The nuclear RNA-interactome of human embryonic stem cells (hESCs)

Here, we performed RNA-interactome capture (RIC) on nuclear fractions from human embryonic stem cells (hESCs). The poly(A)+ RNA-bound proteome was determined by UV light-mediated cross-linking (CL) of RNAs to proteins in living cells, followed by nuclei isolation, oligo(dT) purification of poly(A)-RNA-protein complexes, and mass spectrometry analysis of captured proteins. As a control, we applied a similar strategy to non-cross-linked (non-CL) samples. RIC was performed in four independent biological replicates. This data accompanies the manuscript: "Uncovering the RNA-binding protein landscape in the pluripotency network of human embryonic stem cells". Abstract: "Embryonic stem cell (ESC) self-renewal and cell-fate decisions are driven by a broad array of molecular signals. While transcriptional regulators have been extensively studied in human ESCs (hESCs), the extent to which RNA-binding proteins (RBPs) contribute to human pluripotency remains unclear.

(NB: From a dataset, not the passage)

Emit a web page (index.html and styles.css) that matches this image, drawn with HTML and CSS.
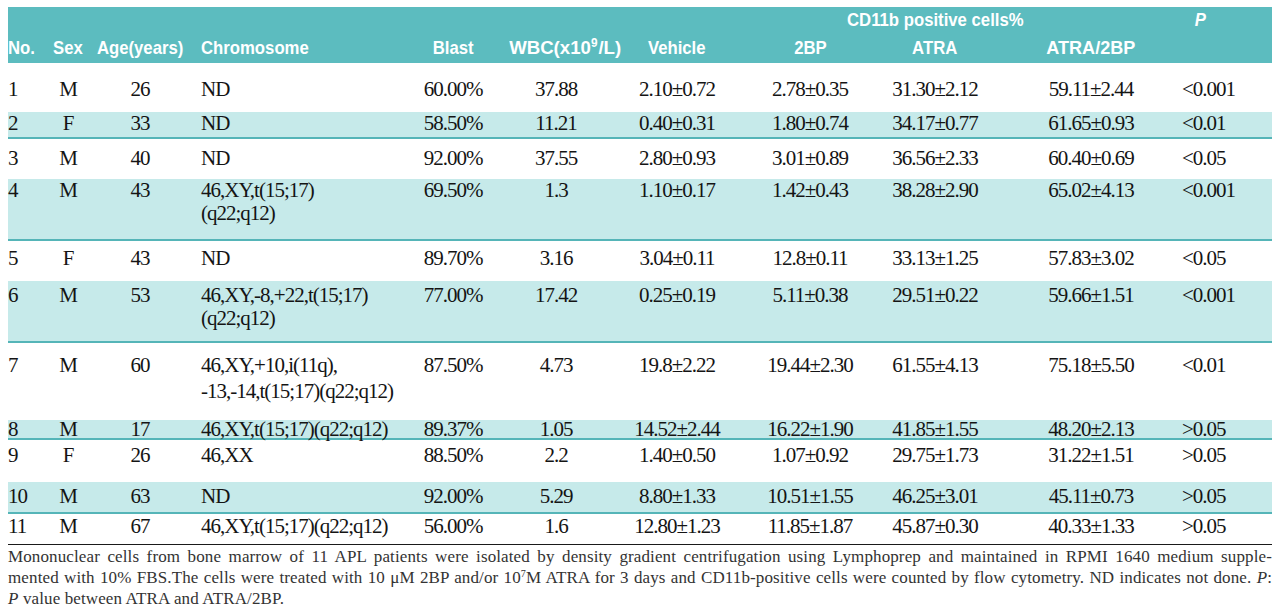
FILE: index.html
```html
<!DOCTYPE html>
<html lang="en">
<head>
<meta charset="utf-8">
<title>CD11b positive cells table</title>
<link rel="stylesheet" href="styles.css">
</head>
<body>
<div class="wrap">
<table class="data">
  <colgroup>
    <col class="w-no"><col class="w-sex"><col class="w-age"><col class="w-chr"><col class="w-blast"><col class="w-wbc"><col class="w-veh"><col class="w-bp"><col class="w-atra"><col class="w-atrabp"><col class="w-p">
  </colgroup>
  <thead>
    <tr class="hrow1">
      <th colspan="8"></th>
      <th class="c"><span class="group"><span class="hx">CD11b positive cells%</span></span></th>
      <th></th>
      <th class="c pcol"><span class="hx"><i>P</i></span></th>
    </tr>
    <tr class="hrow2">
      <th class="l"><span class="hx hl">No.</span></th>
      <th class="c"><span class="hx">Sex</span></th>
      <th class="c"><span class="hx">Age(years)</span></th>
      <th class="l chr"><span class="hx hl">Chromosome</span></th>
      <th class="c"><span class="hx">Blast</span></th>
      <th class="c"><span class="hx hx-wide">WBC(x10<sup>9</sup>/L)</span></th>
      <th class="c"><span class="hx">Vehicle</span></th>
      <th class="c"><span class="hx">2BP</span></th>
      <th class="c"><span class="hx">ATRA</span></th>
      <th class="c"><span class="hx hx-mid">ATRA/2BP</span></th>
      <th class="c pcol"></th>
    </tr>
  </thead>
  <tbody>
    <tr class="r1"><td>1</td><td class="c">M</td><td class="c">26</td><td class="chr">ND</td><td class="c">60.00%</td><td class="c">37.88</td><td class="c">2.10±0.72</td><td class="c">2.78±0.35</td><td class="c">31.30±2.12</td><td class="c">59.11±2.44</td><td class="c pcol">&lt;0.001</td></tr>
    <tr class="band r2"><td>2</td><td class="c">F</td><td class="c">33</td><td class="chr">ND</td><td class="c">58.50%</td><td class="c">11.21</td><td class="c">0.40±0.31</td><td class="c">1.80±0.74</td><td class="c">34.17±0.77</td><td class="c">61.65±0.93</td><td class="c pcol">&lt;0.01</td></tr>
    <tr class="r3"><td>3</td><td class="c">M</td><td class="c">40</td><td class="chr">ND</td><td class="c">92.00%</td><td class="c">37.55</td><td class="c">2.80±0.93</td><td class="c">3.01±0.89</td><td class="c">36.56±2.33</td><td class="c">60.40±0.69</td><td class="c pcol">&lt;0.05</td></tr>
    <tr class="band r4"><td>4</td><td class="c">M</td><td class="c">43</td><td class="chr">46,XY,t(15;17)<br>(q22;q12)</td><td class="c">69.50%</td><td class="c">1.3</td><td class="c">1.10±0.17</td><td class="c">1.42±0.43</td><td class="c">38.28±2.90</td><td class="c">65.02±4.13</td><td class="c pcol">&lt;0.001</td></tr>
    <tr class="r5"><td>5</td><td class="c">F</td><td class="c">43</td><td class="chr">ND</td><td class="c">89.70%</td><td class="c">3.16</td><td class="c">3.04±0.11</td><td class="c">12.8±0.11</td><td class="c">33.13±1.25</td><td class="c">57.83±3.02</td><td class="c pcol">&lt;0.05</td></tr>
    <tr class="band r6"><td>6</td><td class="c">M</td><td class="c">53</td><td class="chr">46,XY,-8,+22,t(15;17)<br>(q22;q12)</td><td class="c">77.00%</td><td class="c">17.42</td><td class="c">0.25±0.19</td><td class="c">5.11±0.38</td><td class="c">29.51±0.22</td><td class="c">59.66±1.51</td><td class="c pcol">&lt;0.001</td></tr>
    <tr class="r7"><td>7</td><td class="c">M</td><td class="c">60</td><td class="chr">46,XY,+10,i(11q),<br>-13,-14,t(15;17)(q22;q12)</td><td class="c">87.50%</td><td class="c">4.73</td><td class="c">19.8±2.22</td><td class="c">19.44±2.30</td><td class="c">61.55±4.13</td><td class="c">75.18±5.50</td><td class="c pcol">&lt;0.01</td></tr>
    <tr class="band r8"><td>8</td><td class="c">M</td><td class="c">17</td><td class="chr">46,XY,t(15;17)(q22;q12)</td><td class="c">89.37%</td><td class="c">1.05</td><td class="c">14.52±2.44</td><td class="c">16.22±1.90</td><td class="c">41.85±1.55</td><td class="c">48.20±2.13</td><td class="c pcol">&gt;0.05</td></tr>
    <tr class="r9"><td>9</td><td class="c">F</td><td class="c">26</td><td class="chr">46,XX</td><td class="c">88.50%</td><td class="c">2.2</td><td class="c">1.40±0.50</td><td class="c">1.07±0.92</td><td class="c">29.75±1.73</td><td class="c">31.22±1.51</td><td class="c pcol">&gt;0.05</td></tr>
    <tr class="band r10"><td>10</td><td class="c">M</td><td class="c">63</td><td class="chr">ND</td><td class="c">92.00%</td><td class="c">5.29</td><td class="c">8.80±1.33</td><td class="c">10.51±1.55</td><td class="c">46.25±3.01</td><td class="c">45.11±0.73</td><td class="c pcol">&gt;0.05</td></tr>
    <tr class="r11 last"><td>11</td><td class="c">M</td><td class="c">67</td><td class="chr">46,XY,t(15;17)(q22;q12)</td><td class="c">56.00%</td><td class="c">1.6</td><td class="c">12.80±1.23</td><td class="c">11.85±1.87</td><td class="c">45.87±0.30</td><td class="c">40.33±1.33</td><td class="c pcol">&gt;0.05</td></tr>
  </tbody>
</table>
<div class="note">
  <div class="just">Mononuclear cells from bone marrow of 11 APL patients were isolated by density gradient centrifugation using Lymphoprep and maintained in RPMI 1640 medium supple-</div>
  <div class="just">mented with 10% FBS.The cells were treated with 10 μM 2BP and/or 10<sup>7</sup>M ATRA for 3 days and CD11b-positive cells were counted by flow cytometry. ND indicates not done. <i>P</i>:</div>
  <div><i>P</i> value between ATRA and ATRA/2BP.</div>
</div>
</div>
</body>
</html>
```

FILE: styles.css
```css
html, body {
  margin: 0;
  padding: 0;
  background: #ffffff;
}

.wrap {
  padding: 7px 8px 0 8px;
}

table.data {
  width: 1264px;
  border-collapse: collapse;
  table-layout: fixed;
  font-family: "Liberation Serif", "Times New Roman", serif;
  color: #141414;
}

.w-no { width: 40px; }
.w-sex { width: 40px; }
.w-age { width: 104px; }
.w-chr { width: 206px; }
.w-blast { width: 110px; }
.w-wbc { width: 96px; }
.w-veh { width: 146px; }
.w-bp { width: 120px; }
.w-atra { width: 130px; }
.w-atrabp { width: 182px; }
.w-p { width: 90px; }

thead th {
  background: #5cbcbf;
  color: #ffffff;
  font-family: "Liberation Sans", Arial, sans-serif;
  font-weight: bold;
  font-size: 19px;
  padding: 0;
  white-space: nowrap;
  vertical-align: middle;
}

.hx {
  display: inline-block;
  transform: scaleX(0.88);
  transform-origin: center;
}

.hx.hl {
  transform-origin: left center;
}

.hx.hx-wide {
  transform: scaleX(0.98);
}

.hx.hx-mid {
  transform: scaleX(0.95);
}

thead sup {
  font-size: 12px;
  line-height: 0;
  vertical-align: 7px;
  margin-right: 1px;
}

.hrow1 { height: 26px; }
.hrow2 { height: 30px; }

.group {
  display: block;
  margin: 0 -70px;
  text-align: center;
}

th.l, td { text-align: left; }
th.c, td.c { text-align: center; }
th.chr { padding-left: 9px; }
th.pcol { padding-right: 54px; }

tbody td {
  font-size: 21px;
  letter-spacing: -1px;
  line-height: 23px;
  padding: 0;
  vertical-align: top;
  white-space: nowrap;
}

tbody td.chr { padding-left: 9px; }
tbody td.pcol { padding-right: 54px; }

tr.band td {
  background: #c6eaea;
  border-bottom: 2px solid #55b5b8;
}

tr.last td {
  border-bottom: 1px solid #1a1a1a;
}

.r1 { height: 49px; }
.r1 td { padding-top: 15px; }
.r2 { height: 26px; }
.r3 { height: 41px; }
.r3 td { padding-top: 8px; }
.r4 { height: 61px; }
.r5 { height: 41px; }
.r5 td { padding-top: 6px; }
.r6 { height: 61px; }
.r6 td { padding-top: 3px; }
.r7 { height: 78px; }
.r7 td { padding-top: 9px; line-height: 26px; }
.r8 td { line-height: 18px; }
.r9 { height: 43px; }
.r9 td { padding-top: 4px; }
.r10 { height: 31px; }
.r10 td { padding-top: 3px; }
.r11 { height: 31px; }
.r11 td { padding-top: 1px; }

.note {
  margin-top: 1px;
  font-family: "Liberation Serif", "Times New Roman", serif;
  font-size: 17px;
  letter-spacing: 0.12px;
  line-height: 21px;
  color: #333333;
  white-space: nowrap;
}

.note .just {
  text-align: justify;
  text-align-last: justify;
}

.note sup {
  font-size: 10px;
  line-height: 0;
  vertical-align: 6px;
}
```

Here, we carry out a proteome-wide screen and identify 810 proteins that directly bind RNA in hESCs. We reveal that RBPs are preferentially expressed in hESCs and dynamically regulated during exit from pluripotency and early lineage specification. Moreover, we show that nearly 200 RBPs are affected by knockdown of OCT4, a master regulator of pluripotency, several dozen of which are directly bound by this factor. Intriguingly, over 20 percent of the proteins detected in our study are putative DNA- and RNA-binding proteins (DRBPs), among them key transcription factors (TFs). Using fluorescently labeled RNA and seCLIP (single-end enhanced crosslinking and immunoprecipitation) experiments, we discover that the pluripotency-associated STAT3 and OCT4 TFs interact with RNA in hESCs and confirm the direct binding of STAT3 to the conserved NORAD long-noncoding RNA. Taken together, our findings indicate that RBPs have a more widespread role in human pluripotency than previously appreciated, reinforcing the importance of post-transcriptional regulation in stem cell biology".